I have to admire him, though; he is able to put things out of his mind until they are absolutely necessary. I probably could benefit from adopting that strategy instead of laying bed all night with my mind racing, trying to plug all the variables into the days in the coming week. I really need to embrace the “live in the moment” idea more. This planning ahead crap is stressful and thankless.
Do Their Job Well
As stressful as it gets having to answer to a whole life outside the office during the workday, I actually love having a job. Motherhood doesn’t solely define me, and I’ve been cultivating my career way before I even thought about having kids. I don’t see children as an excuse to relax my grip on my professional ambitions. Sure, there are times when I have to give more of myself to my family than to my job. I have advanced more slowly than my husband since having kids, and that is grossly unfair. I shouldn’t be punished for going on maternity leave, in terms of losing momentum, but until work culture comes around to the idea of providing more flexibility with work schedules, new moms can’t help but feel like they have to make up for lost time when they return from leave. We can’t afford not to do our jobs well once we have kids.

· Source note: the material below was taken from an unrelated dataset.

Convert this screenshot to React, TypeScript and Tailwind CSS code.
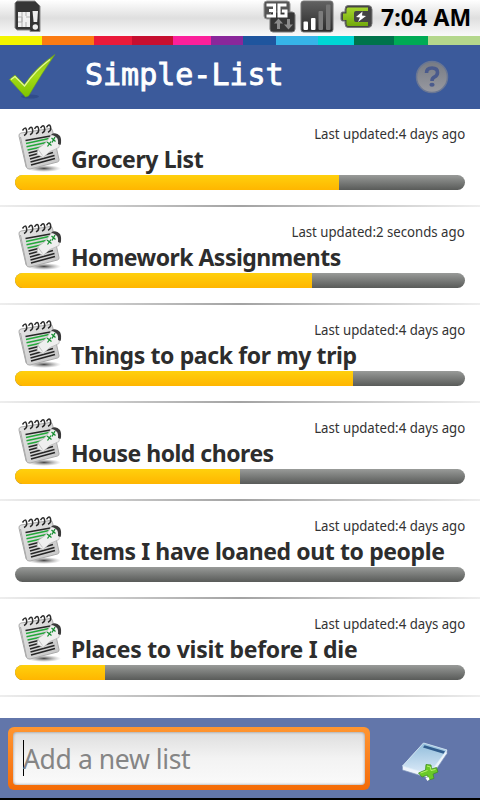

But new dads don’t seem to be taking much of the paternity leave now being offered them, so they are not losing as much face-time in the office as their new mom colleagues, and thus, aren’t having to cram as much as those of us who return after 12 weeks and need to “catch up.” Not only do employers need to encourage dads to take more time off, when offered, but they should work on creating a more welcoming environment for all returning new parents.